No matter what size your law firm is, a budget is essential to keeping your business running. It’s the key to prioritizing the most important aspects of your firm. Yet even the most experienced lawyer can feel overwhelmed when building their budget.
Where do you start?
What should you include?
How much percentage should be allocated?
There’s a lot of pieces to figure out! But analyzing and structuring your budget is critical for growth and business planning. Your main priorities when creating a budget should be to consider your income and expenses, automate your costs and fees, and keep track of your finances as predictably as possible.
Consider your expenses and revenue
Get ahead of your expenses
When hashing out a budget for your firm, consider the expenses you can expect throughout the year. Think Bar Association dues, continuing education, taxes, salaries, and malpractice coverage. Grouping these and other non-negotiable outflows can create a foundation to build your budget upon. If you’re launching your own firm, consider your startup expenses as well.
The rest of your budget will vary based on your firm’s specific needs. Taking a mental journey through your business’ needs from bottom to top – from minor, ‘throwaway’ expenses (think paperclips) to big-ticket items (like office space) – can help you visualize the big picture of how these expenses can build.
A good rule of thumb? Whatever amount you plan to allocate to each expense category, add a 5-10% emergency cushion (you can always reallocate). You can sort most operating expenses into the following categories:
- Hardware and technology
- Software and services
- Office space, supplies, and utilities
- Marketing materials and advertising
- Travel and networking events
While you can find suggestions for budget allocation across many resources, budget building is not one-size-fits-all; many expenses found invaluable to some may not be as crucial to others. For example, it’s recommended to allot 7-8% of your gross profit margin to marketing and advertising. Office furniture and supplies can take up about 10% of your budget. These percentages can vary based on your profit margin, business goals, and firm setup (virtual versus in-office).
Project your revenue
Once you’ve reviewed and combed through your typical and anticipatory expenses, it can be helpful to audit your revenue over the previous year (if applicable) and run projections for the coming year. Consider your gross profit margin in relation to your expenses.

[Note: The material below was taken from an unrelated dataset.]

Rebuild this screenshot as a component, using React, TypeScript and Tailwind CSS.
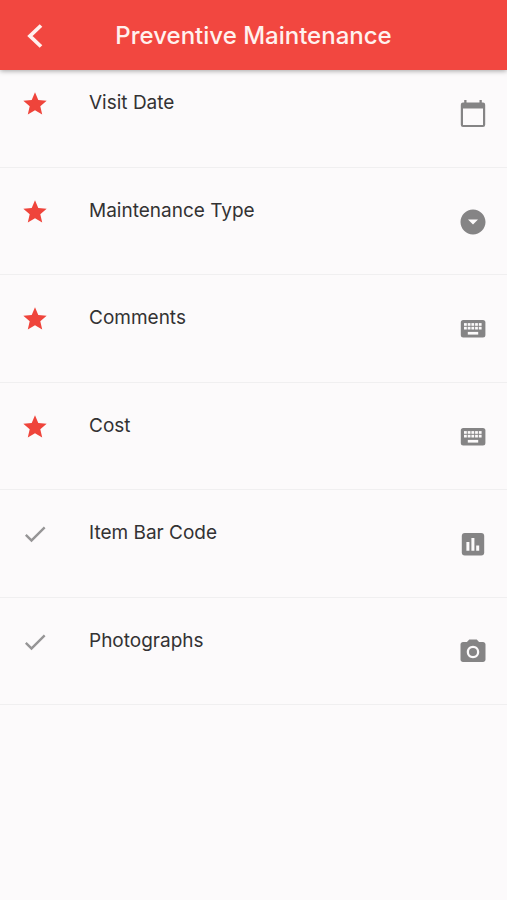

A goal to strive for? Aim for a net profit margin between 35-45%. From there, you can break down your expenses and see where to divide your income.
If your revenue will not cover your expenses, you’ll want to look for areas where you can trim to help meet your desired net profit margin. Setting a budget provides you with the opportunity to really evaluate where your firm’s dollars are going—and don’t forget to include paying yourself as part of those expenses!
Automate your cash flow
Out of sight, out of mind (in a good way). Now that you’ve budgeted your expenses take measures to automate your income and outflow. For example, flat fee rates can create a consistent, predictable revenue stream. Law-firm specific and accounting software can also help you streamline your invoices and income.
Automate your outflow, too. What times of year will be busiest for you? When will you be in the biggest time crunch? By projecting your recurring expenses, you can set up repeat payments for items that don’t usually need you to review or reassess. This will tick even more boxes on your to-do list before you even need to think about it.
Keep track and make adjustments as you go
No two years are the same, so budgets are a rolling stone. The best way to keep them moss-free? Keep track of your finances and make adjustments as you go.
While you should be allocating a part of your budget to unexpected expenses, staying on top of your predicted versus actual expenses can empower you to restructure your budget when needed.
With the remote capabilities now available to most companies (thanks, 2020), is the largest-bandwidth, highest-speed internet in your headquarters still necessary for your employees? With the rise in online contracts through programs like DocuSign and paperless matter management programs, do you need to reassess office supply expenses? Are you spending way too many of your business hours answering the phone and need more secretarial support?
Keeping track of your budget and analyzing which expenses generate the most income can allow you the freedom to adjust your budget and grow your revenue stream.
Efficiency is key
We’ve said it before, and we’ll say it again: automation is your friend. By using the right tools, it’s never been easier to keep track of your expenses and shift funds around when necessary. Annual (or even quarterly) budget reviews can allow you to reset and reassess what you’re spending, what you’re earning, and how to balance the two.
Firm your firm’s budget
Taking the plunge and starting your own firm, or taking your firm’s finances to another level, can be intimidating. By reflecting on these steps, you can easily create a solid budget to build a successful practice.